REQUIREMENTS: Exactly the lines from the line containing "Clone this table" through the line containing "const colWidths = [131, 84, 83, 82, 103, 83, 72, 108]" are to be echoed, with both included and pictures left out.

THE RECORDS:
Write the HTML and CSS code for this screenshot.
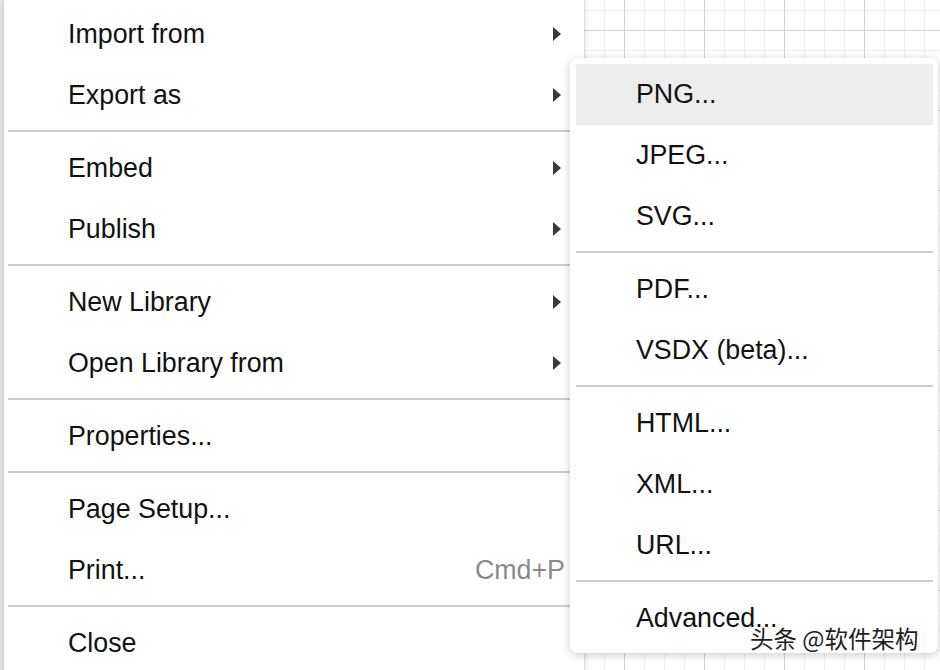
FILE: index.html
```html
<!DOCTYPE html>
<html>
<head>
<meta charset="utf-8">
<link rel="stylesheet" href="styles.css">
</head>
<body>
<div class="stage">
  <div class="edge"></div>
  <div class="menu main">
    <div class="item"><span>Import from</span><svg class="arrow" viewBox="0 0 8 14"><polygon points="0,0 8,7 0,14"/></svg></div>
    <div class="item"><span>Export as</span><svg class="arrow" viewBox="0 0 8 14"><polygon points="0,0 8,7 0,14"/></svg></div>
    <div class="sep"></div>
    <div class="item"><span>Embed</span><svg class="arrow" viewBox="0 0 8 14"><polygon points="0,0 8,7 0,14"/></svg></div>
    <div class="item"><span>Publish</span><svg class="arrow" viewBox="0 0 8 14"><polygon points="0,0 8,7 0,14"/></svg></div>
    <div class="sep"></div>
    <div class="item"><span>New Library</span><svg class="arrow" viewBox="0 0 8 14"><polygon points="0,0 8,7 0,14"/></svg></div>
    <div class="item"><span>Open Library from</span><svg class="arrow" viewBox="0 0 8 14"><polygon points="0,0 8,7 0,14"/></svg></div>
    <div class="sep"></div>
    <div class="item"><span>Properties...</span></div>
    <div class="sep"></div>
    <div class="item"><span>Page Setup...</span></div>
    <div class="item"><span>Print...</span><span class="shortcut">Cmd+P</span></div>
    <div class="sep"></div>
    <div class="item"><span>Close</span></div>
  </div>
  <div class="menu sub">
    <div class="item active"><span>PNG...</span></div>
    <div class="item"><span>JPEG...</span></div>
    <div class="item"><span>SVG...</span></div>
    <div class="sep"></div>
    <div class="item"><span>PDF...</span></div>
    <div class="item"><span>VSDX (beta)...</span></div>
    <div class="sep"></div>
    <div class="item"><span>HTML...</span></div>
    <div class="item"><span>XML...</span></div>
    <div class="item"><span>URL...</span></div>
    <div class="sep"></div>
    <div class="item"><span>Advanced...</span></div>
  </div>
  <div class="watermark">头条 @软件架构</div>
</div>
</body>
</html>
```
FILE: styles.css
```css
html, body {
  margin: 0;
  padding: 0;
}
.stage {
  position: relative;
  width: 940px;
  height: 670px;
  overflow: hidden;
  background-color: #ffffff;
  background-image:
    linear-gradient(to right, #d2d2d2 1px, transparent 1px),
    linear-gradient(to bottom, #d2d2d2 1px, transparent 1px),
    linear-gradient(to right, #efefef 1px, transparent 1px),
    linear-gradient(to bottom, #efefef 1px, transparent 1px);
  background-size: 80px 80px, 80px 80px, 20px 20px, 20px 20px;
  background-position: 64px 30px, 64px 30px, 4px 10px, 4px 10px;
  font-family: "Liberation Sans", Arial, Helvetica, sans-serif;
  font-size: 26.8px;
  color: #111;
}
.edge {
  position: absolute;
  left: 0;
  top: 0;
  width: 4px;
  height: 670px;
  background: #e6e6e6;
}
.menu {
  position: absolute;
  background: #fff;
  box-sizing: border-box;
}
.main {
  left: 4px;
  top: 0;
  width: 580px;
  padding: 3.5px 4px 0 4px;
  box-shadow: 0 0 6px rgba(0, 0, 0, 0.18);
}
.sub {
  left: 570px;
  top: 58px;
  width: 368px;
  padding: 6px 5px 4px 6px;
  border-radius: 8px;
  box-shadow: 0 2px 10px rgba(0, 0, 0, 0.2);
}
.item {
  display: flex;
  align-items: center;
  justify-content: space-between;
  height: 61px;
  padding: 0 15px 0 60px;
  white-space: nowrap;
}
.active {
  background: #ededed;
}
.sep {
  height: 2px;
  margin: 4px 0 6px 0;
  background: #cdcdcd;
}
.arrow {
  width: 8px;
  height: 14px;
  margin-right: 4px;
  fill: #3a3a3a;
}
.shortcut {
  color: #8a8a8a;
}
.watermark {
  position: absolute;
  left: 750px;
  top: 622px;
  font-family: "Noto Sans CJK SC", sans-serif;
  font-size: 23.5px;
  line-height: 32px;
  color: #1e1e1e;
  text-shadow: 0 0 2px #fff, 0 0 2px #fff, 1px 1px 0 #fff, -1px -1px 0 #fff;
}
```
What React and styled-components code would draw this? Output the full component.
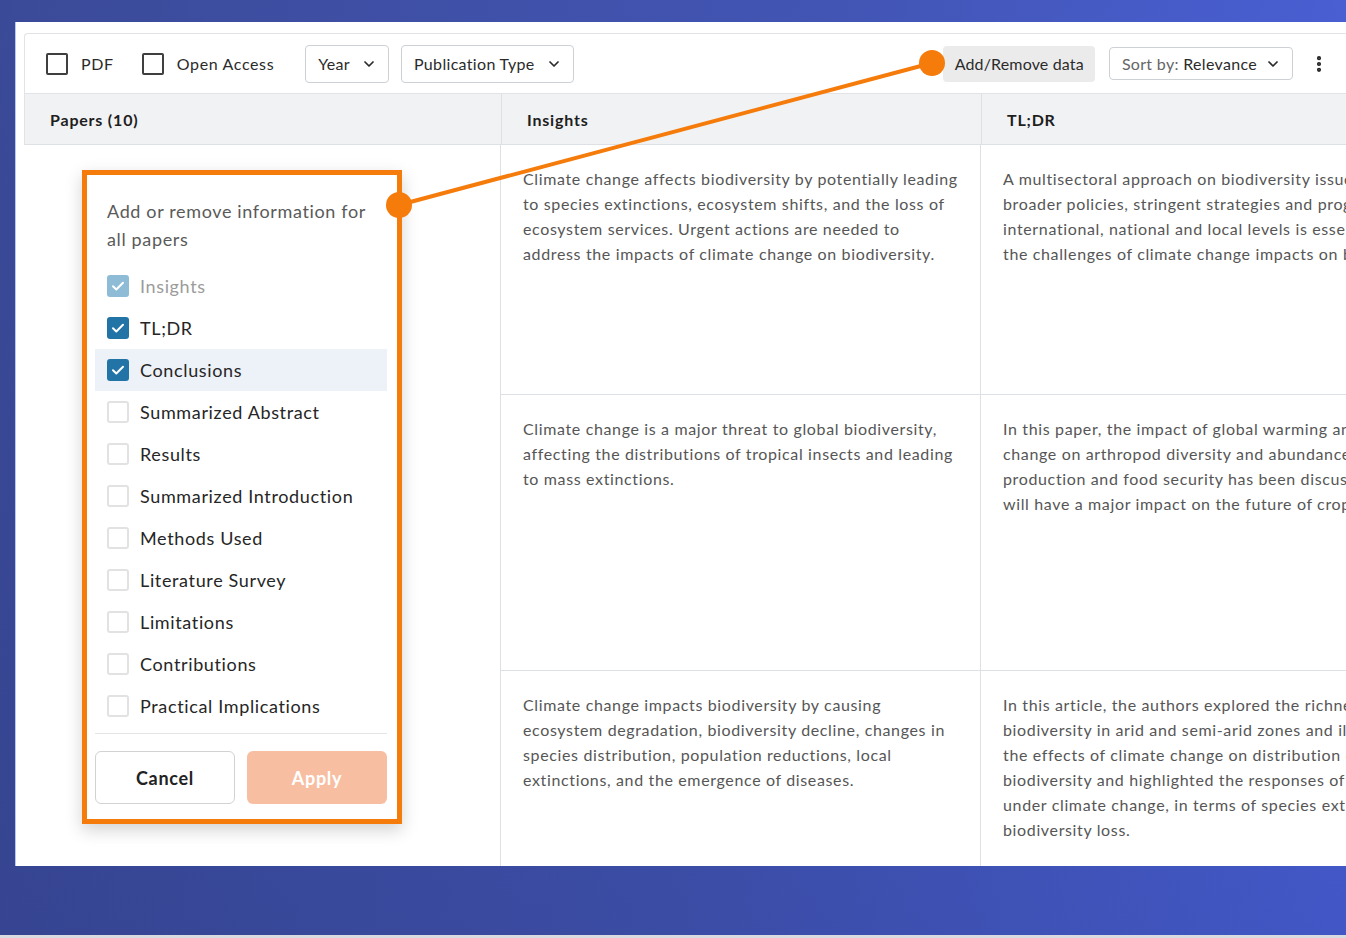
import React from 'react'
import styled, { createGlobalStyle } from 'styled-components'
import { ChevronDown, EllipsisVertical } from 'lucide-react'

const GlobalStyle = createGlobalStyle`
  html, body { margin: 0; padding: 0; }
  body {
    font-family: Lato, "Open Sans", sans-serif;
    letter-spacing: 0.04em;
    -webkit-font-smoothing: antialiased;
  }
  button { letter-spacing: 0.04em; }
  * { box-sizing: border-box; }
`

const Stage = styled.div`
  position: relative;
  width: 1346px;
  height: 938px;
  overflow: hidden;
  padding: 22px 0 0 15px;
  background:
    linear-gradient(to bottom, rgba(20, 28, 80, 0) 0%, rgba(20, 28, 80, 0.16) 100%),
    linear-gradient(100deg, #3b4a98 0%, #4255b4 55%, #4b62dc 100%);
  border-bottom: 3px solid #d9dbe0;
`

const Panel = styled.div`
  height: 844px;
  background: #fff;
  padding: 11px 0 0 8px;
  border-left: 1px solid #b9c6ee;
  overflow: hidden;
`

const Toolbar = styled.div`
  display: flex;
  align-items: center;
  height: 61px;
  padding: 0 17px 0 21px;
  border-top: 1px solid #e1e3e7;
  border-left: 1px solid #e1e3e7;
  border-bottom: 1px solid #e1e3e7;
  border-top-left-radius: 4px;
  color: #2b2b2b;
  font-size: 16px;
`

const ToolCheck = styled.label`
  display: flex;
  align-items: center;
  gap: 13px;
  margin-right: ${p => p.$mr || 29}px;
  &::before {
    content: '';
    flex: none;
    width: 18px;
    height: 18px;
    border: 2px solid #3f3f3f;
    border-radius: 2px;
  }
`

const Select = styled.button`
  display: flex;
  align-items: center;
  gap: ${p => p.$gap || 11}px;
  height: ${p => p.$h || 38}px;
  padding: 0 11px 0 12px;
  margin-right: ${p => p.$mr || 0}px;
  border: 1px solid #cdd0d5;
  border-radius: 4px;
  background: #fff;
  font: 16px Lato, sans-serif;
  letter-spacing: 0.02em;
  color: #2b2b2b;
  span { color: #666; }
`

const Spacer = styled.div`
  flex: 1;
`

const GhostButton = styled.button`
  height: 36px;
  padding: 0 11px 0 12px;
  margin-right: 14px;
  border: none;
  border-radius: 4px;
  background: #ebebec;
  font: 16px Lato, sans-serif;
  letter-spacing: 0.01em;
  color: #2b2b2b;
`

const Kebab = styled.div`
  display: flex;
  margin-left: 16px;
  color: #222;
`

const Grid = styled.div`
  display: grid;
  grid-template-columns: 477px 480px 480px;
  width: 1437px;
  border-left: ${p => (p.$head ? '1px solid #e1e3e7' : 'none')};
`

const HeadCell = styled.div`
  height: 51px;
  display: flex;
  align-items: center;
  padding-left: 25px;
  background: #f1f2f4;
  border-right: 1px solid #dde0e5;
  border-bottom: 1px solid #dde0e5;
  font-size: 16px;
  font-weight: 700;
  letter-spacing: 0.05em;
  color: #1e1e1e;
`

const Cell = styled.div`
  height: ${p => p.$h}px;
  padding: 21px 20px 0 22px;
  border-right: 1px solid #dde0e5;
  border-bottom: ${p => (p.$blank ? 'none' : '1px solid #dde0e5')};
  font-size: 16px;
  line-height: 25px;
  color: #565656;
  white-space: pre;
  overflow: hidden;
`

const Popover = styled.div`
  position: absolute;
  left: 82px;
  top: 170px;
  width: 320px;
  height: 654px;
  display: flex;
  flex-direction: column;
  padding: 22px 10px 15px 8px;
  background: #fff;
  border: 5px solid #f57b0b;
  box-shadow: 0 6px 16px rgba(0, 0, 0, 0.18);
`

const PopTitle = styled.p`
  margin: 0 0 12px;
  padding: 0 10px 0 12px;
  font-size: 18px;
  line-height: 28px;
  color: #5a5a5a;
`

const Item = styled.div`
  display: flex;
  align-items: center;
  gap: 11px;
  height: 42px;
  padding-left: 12px;
  background: ${p => (p.$active ? '#edf1f8' : 'transparent')};
  font-size: 18px;
  color: ${p => (p.$disabled ? '#9b9b9b' : '#262626')};
`

const Box = styled.span`
  display: flex;
  align-items: center;
  justify-content: center;
  width: 22px;
  height: 22px;
  border-radius: 3px;
  background: ${p => (p.$checked ? (p.$disabled ? '#8ebcd6' : '#2274a7') : '#fff')};
  border: ${p => (p.$checked ? 'none' : '2px solid #e2e2e2')};
`

const Divider = styled.div`
  margin-top: 6px;
  border-top: 1px solid #e4e4e4;
`

const Actions = styled.div`
  display: grid;
  grid-template-columns: 1fr 1fr;
  gap: 12px;
  margin-top: 17px;
`

const ActionButton = styled.button`
  height: 53px;
  border-radius: 6px;
  font: 700 18px Lato, sans-serif;
  border: ${p => (p.$primary ? 'none' : '1.5px solid #d2d2d2')};
  background: ${p => (p.$primary ? '#f8bea2' : '#fff')};
  color: ${p => (p.$primary ? '#fff' : '#222')};
`

const Connector = styled.svg`
  position: absolute;
  left: 0;
  top: 0;
  pointer-events: none;
`

const columns = ['Papers (10)', 'Insights', 'TL;DR']

const rows = [
  {
    h: 250,
    insight: 'Climate change affects biodiversity by potentially leading\nto species extinctions, ecosystem shifts, and the loss of\necosystem services. Urgent actions are needed to\naddress the impacts of climate change on biodiversity.',
    tldr: 'A multisectoral approach on biodiversity issues with\nbroader policies, stringent strategies and programs at\ninternational, national and local levels is essential to\nthe challenges of climate change impacts on biodiversity.',
  },
  {
    h: 276,
    insight: 'Climate change is a major threat to global biodiversity,\naffecting the distributions of tropical insects and leading\nto mass extinctions.',
    tldr: 'In this paper, the impact of global warming and climate\nchange on arthropod diversity and abundance, crop\nproduction and food security has been discussed, which\nwill have a major impact on the future of crops.',
  },
  {
    h: 200,
    insight: 'Climate change impacts biodiversity by causing\necosystem degradation, biodiversity decline, changes in\nspecies distribution, population reductions, local\nextinctions, and the emergence of diseases.',
    tldr: 'In this article, the authors explored the richness of\nbiodiversity in arid and semi-arid zones and illustrated\nthe effects of climate change on distribution of\nbiodiversity and highlighted the responses of species\nunder climate change, in terms of species extinction and\nbiodiversity loss.',
  },
]

const fields = [
  { label: 'Insights', checked: true, disabled: true },
  { label: 'TL;DR', checked: true },
  { label: 'Conclusions', checked: true, active: true },
  { label: 'Summarized Abstract' },
  { label: 'Results' },
  { label: 'Summarized Introduction' },
  { label: 'Methods Used' },
  { label: 'Literature Survey' },
  { label: 'Limitations' },
  { label: 'Contributions' },
  { label: 'Practical Implications' },
]

const Check = () => (
  <svg width="16" height="16" viewBox="0 0 16 16" fill="none">
    <path d="M3 8.3l3.3 3.2L13 4.8" stroke="#fff" strokeWidth="2" strokeLinecap="round" strokeLinejoin="round" />
  </svg>
)

const App = () => {
  return (
    <Stage>
      <GlobalStyle />
      <Panel>
        <Toolbar>
          <ToolCheck $mr={28}>PDF</ToolCheck>
          <ToolCheck $mr={31}>Open Access</ToolCheck>
          <Select $mr={12}>Year <ChevronDown size={16} strokeWidth={2.6} /></Select>
          <Select>Publication Type <ChevronDown size={16} strokeWidth={2.6} /></Select>
          <Spacer />
          <GhostButton>Add/Remove data</GhostButton>
          <Select $h={33} $gap={8}><div><span>Sort by:</span> Relevance</div> <ChevronDown size={16} strokeWidth={2.6} /></Select>
          <Kebab><EllipsisVertical size={20} strokeWidth={3} /></Kebab>
        </Toolbar>

        <Grid $head>
          {columns.map(c => <HeadCell key={c}>{c}</HeadCell>)}
        </Grid>
        <Grid>
          {rows.map((r, i) => (
            <React.Fragment key={i}>
              <Cell $h={r.h} $blank />
              <Cell $h={r.h}>{r.insight}</Cell>
              <Cell $h={r.h}>{r.tldr}</Cell>
            </React.Fragment>
          ))}
        </Grid>
      </Panel>

      <Popover>
        <PopTitle>Add or remove information for all papers</PopTitle>
        {fields.map(f => (
          <Item key={f.label} $active={f.active} $disabled={f.disabled}>
            <Box $checked={f.checked} $disabled={f.disabled}>{f.checked && <Check />}</Box>
            {f.label}
          </Item>
        ))}
        <Divider />
        <Actions>
          <ActionButton>Cancel</ActionButton>
          <ActionButton $primary>Apply</ActionButton>
        </Actions>
      </Popover>

      <Connector width="1346" height="938">
        <line x1="399" y1="205" x2="932" y2="63" stroke="#f57b0b" strokeWidth="4" />
        <circle cx="399" cy="205" r="13" fill="#f57b0b" />
        <circle cx="932" cy="63" r="13" fill="#f57b0b" />
      </Connector>
    </Stage>
  )
}

export default App
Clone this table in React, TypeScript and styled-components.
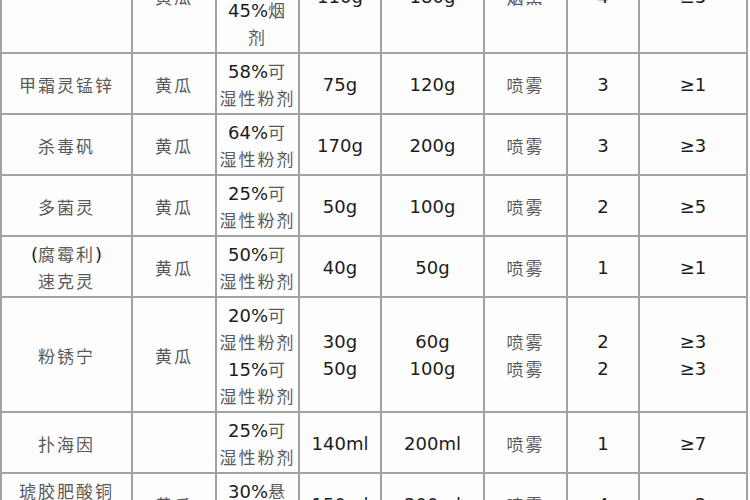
import styled, { createGlobalStyle } from 'styled-components'

const GlobalStyle = createGlobalStyle`
  html, body {
    margin: 0;
    padding: 0;
    background: #ffffff;
  }
`

const Viewport = styled.div`
  width: 750px;
  height: 500px;
  overflow: hidden;
  background: #fdfdfd;
`

const Table = styled.table`
  width: 746px;
  margin-top: -63px;
  border-collapse: collapse;
  table-layout: fixed;
  font-family: "DejaVu Sans", "Noto Sans CJK SC", sans-serif;
  font-size: 18px;
  color: #1c1c1c;
`

const Cell = styled.td`
  border: 2px solid #a2a2a2;
  padding: 3px 1px 2px;
  text-align: center;
  vertical-align: middle;
  white-space: nowrap;
  overflow: hidden;
`

const Line = styled.div`
  height: 27px;
  line-height: 27px;
`

const Han = styled.span`
  font-family: "Noto Sans CJK SC", sans-serif;
  font-size: 17px;
  letter-spacing: 2px;
  color: #5a5a5a;
`

const colWidths = [131, 84, 83, 82, 103, 83, 72, 108]

const rows: string[][] = [
  ['', '黄瓜', '湿性粉剂\n或\n45%烟\n剂', '110g', '180g', '烟熏', '4', '≥3'],
  ['甲霜灵锰锌', '黄瓜', '58%可\n湿性粉剂', '75g', '120g', '喷雾', '3', '≥1'],
  ['杀毒矾', '黄瓜', '64%可\n湿性粉剂', '170g', '200g', '喷雾', '3', '≥3'],
  ['多菌灵', '黄瓜', '25%可\n湿性粉剂', '50g', '100g', '喷雾', '2', '≥5'],
  ['(腐霉利)\n速克灵', '黄瓜', '50%可\n湿性粉剂', '40g', '50g', '喷雾', '1', '≥1'],
  [
    '粉锈宁',
    '黄瓜',
    '20%可\n湿性粉剂\n15%可\n湿性粉剂',
    '30g\n50g',
    '60g\n100g',
    '喷雾\n喷雾',
    '2\n2',
    '≥3\n≥3',
  ],
  ['扑海因', '', '25%可\n湿性粉剂', '140ml', '200ml', '喷雾', '1', '≥7'],
  ['琥胶肥酸铜\n(DT)', '黄瓜', '30%悬\n浮剂', '150ml', '300ml', '喷雾', '4', '≥3'],
]

function CellText({ value }: { value: string }) {
  const lines = value.split('\n')
  return (
    <>
      {lines.map((line, i) => (
        <Line key={i}>
          {line.split(/([\u4e00-\u9fff]+)/).map((part, j) =>
            /[\u4e00-\u9fff]/.test(part) ? <Han key={j}>{part}</Han> : part
          )}
          {line === '' && '\u00a0'}
        </Line>
      ))}
    </>
  )
}

export default function App() {
  return (
    <>
      <GlobalStyle />
      <Viewport>
        <Table>
          <colgroup>
            {colWidths.map((w, i) => (
              <col key={i} style={{ width: w }} />
            ))}
          </colgroup>
          <tbody>
            {rows.map((row, r) => (
              <tr key={r}>
                {row.map((value, c) => (
                  <Cell key={c}>
                    <CellText value={value} />
                  </Cell>
                ))}
              </tr>
            ))}
          </tbody>
        </Table>
      </Viewport>
    </>
  )
}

TASK RESPONSE:
Clone this table in React, TypeScript and styled-components.
import styled, { createGlobalStyle } from 'styled-components'

const GlobalStyle = createGlobalStyle`
  html, body {
    margin: 0;
    padding: 0;
    background: #ffffff;
  }
`

const Viewport = styled.div`
  width: 750px;
  height: 500px;
  overflow: hidden;
  background: #fdfdfd;
`

const Table = styled.table`
  width: 746px;
  margin-top: -63px;
  border-collapse: collapse;
  table-layout: fixed;
  font-family: "DejaVu Sans", "Noto Sans CJK SC", sans-serif;
  font-size: 18px;
  color: #1c1c1c;
`

const Cell = styled.td`
  border: 2px solid #a2a2a2;
  padding: 3px 1px 2px;
  text-align: center;
  vertical-align: middle;
  white-space: nowrap;
  overflow: hidden;
`

const Line = styled.div`
  height: 27px;
  line-height: 27px;
`

const Han = styled.span`
  font-family: "Noto Sans CJK SC", sans-serif;
  font-size: 17px;
  letter-spacing: 2px;
  color: #5a5a5a;
`

const colWidths = [131, 84, 83, 82, 103, 83, 72, 108]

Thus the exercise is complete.